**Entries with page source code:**
┌──

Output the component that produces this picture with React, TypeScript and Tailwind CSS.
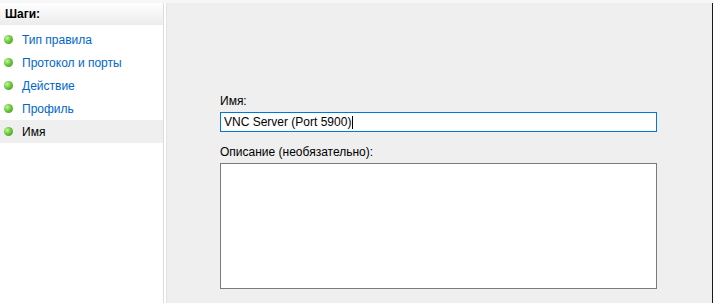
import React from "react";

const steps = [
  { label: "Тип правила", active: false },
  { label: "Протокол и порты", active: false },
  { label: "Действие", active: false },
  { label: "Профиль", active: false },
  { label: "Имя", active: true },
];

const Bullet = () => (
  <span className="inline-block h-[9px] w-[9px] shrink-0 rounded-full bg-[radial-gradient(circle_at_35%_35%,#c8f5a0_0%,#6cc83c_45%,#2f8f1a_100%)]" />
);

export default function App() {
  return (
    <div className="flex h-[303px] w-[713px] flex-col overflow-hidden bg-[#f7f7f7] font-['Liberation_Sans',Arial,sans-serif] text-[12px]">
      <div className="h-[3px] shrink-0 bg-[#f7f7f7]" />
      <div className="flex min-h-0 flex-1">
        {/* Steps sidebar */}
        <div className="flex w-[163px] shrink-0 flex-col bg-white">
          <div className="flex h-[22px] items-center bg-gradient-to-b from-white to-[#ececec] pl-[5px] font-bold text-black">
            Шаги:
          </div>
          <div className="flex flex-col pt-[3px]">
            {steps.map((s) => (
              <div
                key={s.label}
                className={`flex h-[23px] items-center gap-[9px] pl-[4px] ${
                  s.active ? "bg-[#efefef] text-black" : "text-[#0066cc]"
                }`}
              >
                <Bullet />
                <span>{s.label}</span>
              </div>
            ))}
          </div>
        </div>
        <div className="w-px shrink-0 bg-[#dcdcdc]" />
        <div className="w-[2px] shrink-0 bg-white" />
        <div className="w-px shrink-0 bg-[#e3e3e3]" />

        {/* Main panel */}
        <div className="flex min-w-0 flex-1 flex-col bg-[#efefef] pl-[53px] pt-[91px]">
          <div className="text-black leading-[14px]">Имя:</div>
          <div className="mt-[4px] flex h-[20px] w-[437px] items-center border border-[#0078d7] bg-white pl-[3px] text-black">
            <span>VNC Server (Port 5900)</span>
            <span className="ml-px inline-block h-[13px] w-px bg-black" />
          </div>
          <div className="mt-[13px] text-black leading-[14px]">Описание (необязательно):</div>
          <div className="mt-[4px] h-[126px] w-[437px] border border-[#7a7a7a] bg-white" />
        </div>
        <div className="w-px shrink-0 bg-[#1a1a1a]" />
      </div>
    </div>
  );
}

└──
┌──

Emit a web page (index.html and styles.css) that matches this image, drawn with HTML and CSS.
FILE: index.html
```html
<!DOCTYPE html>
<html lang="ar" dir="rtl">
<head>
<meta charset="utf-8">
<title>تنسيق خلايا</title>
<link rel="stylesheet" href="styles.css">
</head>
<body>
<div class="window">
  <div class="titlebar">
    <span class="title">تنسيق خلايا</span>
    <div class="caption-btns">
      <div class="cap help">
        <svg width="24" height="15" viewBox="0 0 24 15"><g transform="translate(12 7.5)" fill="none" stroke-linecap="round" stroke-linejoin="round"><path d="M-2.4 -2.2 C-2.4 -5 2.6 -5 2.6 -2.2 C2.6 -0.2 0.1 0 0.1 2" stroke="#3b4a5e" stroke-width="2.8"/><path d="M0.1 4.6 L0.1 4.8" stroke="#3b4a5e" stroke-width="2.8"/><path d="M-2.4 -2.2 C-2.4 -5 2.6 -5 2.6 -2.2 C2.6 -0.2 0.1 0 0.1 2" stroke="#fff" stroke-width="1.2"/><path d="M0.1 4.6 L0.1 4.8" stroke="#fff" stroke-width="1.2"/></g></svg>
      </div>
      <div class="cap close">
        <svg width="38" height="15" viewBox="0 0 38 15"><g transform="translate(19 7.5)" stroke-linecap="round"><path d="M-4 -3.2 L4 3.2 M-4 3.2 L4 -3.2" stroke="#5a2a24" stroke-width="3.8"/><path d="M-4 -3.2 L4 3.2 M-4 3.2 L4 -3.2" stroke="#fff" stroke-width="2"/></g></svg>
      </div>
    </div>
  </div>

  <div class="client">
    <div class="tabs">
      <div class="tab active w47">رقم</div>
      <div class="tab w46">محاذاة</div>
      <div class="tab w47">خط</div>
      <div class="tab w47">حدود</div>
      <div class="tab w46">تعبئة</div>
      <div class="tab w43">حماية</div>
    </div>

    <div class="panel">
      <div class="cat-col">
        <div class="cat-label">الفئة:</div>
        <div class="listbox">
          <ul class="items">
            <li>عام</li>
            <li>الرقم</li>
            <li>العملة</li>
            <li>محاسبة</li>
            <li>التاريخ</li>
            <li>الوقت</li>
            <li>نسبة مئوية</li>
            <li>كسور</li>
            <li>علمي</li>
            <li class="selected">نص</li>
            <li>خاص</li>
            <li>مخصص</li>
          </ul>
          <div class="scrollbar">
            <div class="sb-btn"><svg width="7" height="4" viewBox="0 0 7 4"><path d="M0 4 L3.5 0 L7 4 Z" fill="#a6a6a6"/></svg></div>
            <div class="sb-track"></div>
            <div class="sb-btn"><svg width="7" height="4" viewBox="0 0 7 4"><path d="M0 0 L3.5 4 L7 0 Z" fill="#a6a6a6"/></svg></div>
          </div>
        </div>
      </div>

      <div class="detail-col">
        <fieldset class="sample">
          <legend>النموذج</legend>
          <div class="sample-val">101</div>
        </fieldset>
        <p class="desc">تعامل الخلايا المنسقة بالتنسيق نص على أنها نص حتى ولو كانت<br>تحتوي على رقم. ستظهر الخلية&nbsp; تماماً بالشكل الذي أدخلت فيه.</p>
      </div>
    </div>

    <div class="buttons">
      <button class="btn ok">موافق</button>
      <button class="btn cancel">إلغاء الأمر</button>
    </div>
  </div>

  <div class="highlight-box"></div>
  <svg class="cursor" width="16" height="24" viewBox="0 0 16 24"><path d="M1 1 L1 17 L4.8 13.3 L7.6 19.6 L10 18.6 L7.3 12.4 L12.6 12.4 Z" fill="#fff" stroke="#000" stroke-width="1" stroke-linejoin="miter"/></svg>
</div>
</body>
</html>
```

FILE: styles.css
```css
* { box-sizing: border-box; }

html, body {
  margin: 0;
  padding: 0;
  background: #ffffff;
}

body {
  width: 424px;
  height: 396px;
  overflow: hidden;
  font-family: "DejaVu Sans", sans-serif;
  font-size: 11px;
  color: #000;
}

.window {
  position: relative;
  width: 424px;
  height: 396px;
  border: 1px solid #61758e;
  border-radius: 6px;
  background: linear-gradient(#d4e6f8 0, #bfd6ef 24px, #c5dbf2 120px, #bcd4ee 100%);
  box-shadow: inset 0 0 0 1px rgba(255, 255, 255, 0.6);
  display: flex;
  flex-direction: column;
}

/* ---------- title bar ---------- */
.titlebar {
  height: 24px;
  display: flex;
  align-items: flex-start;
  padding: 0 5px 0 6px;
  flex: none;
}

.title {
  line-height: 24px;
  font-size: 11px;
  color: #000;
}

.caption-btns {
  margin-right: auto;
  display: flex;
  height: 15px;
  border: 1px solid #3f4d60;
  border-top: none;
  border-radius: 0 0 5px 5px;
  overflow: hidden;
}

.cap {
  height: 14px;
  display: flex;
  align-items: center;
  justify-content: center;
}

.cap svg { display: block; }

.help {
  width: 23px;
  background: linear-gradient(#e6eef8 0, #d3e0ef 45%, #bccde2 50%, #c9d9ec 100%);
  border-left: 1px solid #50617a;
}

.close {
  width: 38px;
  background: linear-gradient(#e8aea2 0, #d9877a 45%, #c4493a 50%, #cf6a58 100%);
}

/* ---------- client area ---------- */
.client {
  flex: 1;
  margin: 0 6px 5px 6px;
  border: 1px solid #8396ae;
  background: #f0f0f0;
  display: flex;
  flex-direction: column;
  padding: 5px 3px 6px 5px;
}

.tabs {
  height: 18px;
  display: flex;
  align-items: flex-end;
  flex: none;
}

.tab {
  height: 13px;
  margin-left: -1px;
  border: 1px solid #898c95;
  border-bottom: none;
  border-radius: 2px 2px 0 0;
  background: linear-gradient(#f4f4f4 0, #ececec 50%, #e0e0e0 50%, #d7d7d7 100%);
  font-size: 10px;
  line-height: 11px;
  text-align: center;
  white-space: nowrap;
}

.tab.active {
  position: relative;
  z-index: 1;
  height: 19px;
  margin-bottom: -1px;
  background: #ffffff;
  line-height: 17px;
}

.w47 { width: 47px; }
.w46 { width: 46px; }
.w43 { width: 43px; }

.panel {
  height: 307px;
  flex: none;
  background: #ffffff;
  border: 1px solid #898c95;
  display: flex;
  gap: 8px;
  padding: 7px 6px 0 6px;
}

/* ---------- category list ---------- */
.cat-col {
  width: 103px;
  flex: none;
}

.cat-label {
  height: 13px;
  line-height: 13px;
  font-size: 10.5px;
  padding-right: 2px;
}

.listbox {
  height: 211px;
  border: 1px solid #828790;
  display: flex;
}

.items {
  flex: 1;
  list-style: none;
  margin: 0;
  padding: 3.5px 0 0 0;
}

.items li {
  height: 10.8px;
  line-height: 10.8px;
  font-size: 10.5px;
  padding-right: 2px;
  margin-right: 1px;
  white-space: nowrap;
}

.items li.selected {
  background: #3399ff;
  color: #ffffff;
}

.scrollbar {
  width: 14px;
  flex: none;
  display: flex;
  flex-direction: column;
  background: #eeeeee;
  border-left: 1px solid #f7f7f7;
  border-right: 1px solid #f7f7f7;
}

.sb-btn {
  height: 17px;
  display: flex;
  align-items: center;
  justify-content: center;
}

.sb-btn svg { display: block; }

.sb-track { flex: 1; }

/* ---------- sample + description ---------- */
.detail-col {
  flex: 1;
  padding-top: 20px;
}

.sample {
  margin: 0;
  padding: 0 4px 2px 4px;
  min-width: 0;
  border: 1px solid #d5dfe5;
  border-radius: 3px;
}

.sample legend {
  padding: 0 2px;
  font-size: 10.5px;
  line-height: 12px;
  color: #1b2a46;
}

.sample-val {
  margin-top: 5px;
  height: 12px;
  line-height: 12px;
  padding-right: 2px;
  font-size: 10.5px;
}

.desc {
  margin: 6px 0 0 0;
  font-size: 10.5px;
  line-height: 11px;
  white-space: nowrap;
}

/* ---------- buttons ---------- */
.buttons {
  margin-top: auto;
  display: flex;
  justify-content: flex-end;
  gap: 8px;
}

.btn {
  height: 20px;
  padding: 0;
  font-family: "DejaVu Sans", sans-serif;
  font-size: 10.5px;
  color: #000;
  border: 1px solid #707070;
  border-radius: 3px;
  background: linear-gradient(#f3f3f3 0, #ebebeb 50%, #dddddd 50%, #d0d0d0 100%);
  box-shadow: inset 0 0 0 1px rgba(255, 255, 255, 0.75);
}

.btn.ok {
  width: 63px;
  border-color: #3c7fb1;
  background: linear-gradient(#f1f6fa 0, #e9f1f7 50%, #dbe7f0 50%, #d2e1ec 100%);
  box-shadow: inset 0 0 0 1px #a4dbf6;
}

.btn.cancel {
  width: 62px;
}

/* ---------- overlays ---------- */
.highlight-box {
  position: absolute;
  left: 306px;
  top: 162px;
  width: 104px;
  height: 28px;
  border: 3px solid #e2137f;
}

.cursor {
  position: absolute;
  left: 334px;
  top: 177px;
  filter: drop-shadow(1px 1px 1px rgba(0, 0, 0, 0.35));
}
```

└──

**PROBLEM DESCRIPTION:**
Take the lines from the one holding "Output the component" to the one holding "import React from", both lines included, and give them again exactly, with no pictures.

**TASK RESPONSE:**
Output the component that produces this picture with React, TypeScript and Tailwind CSS.
import React from "react";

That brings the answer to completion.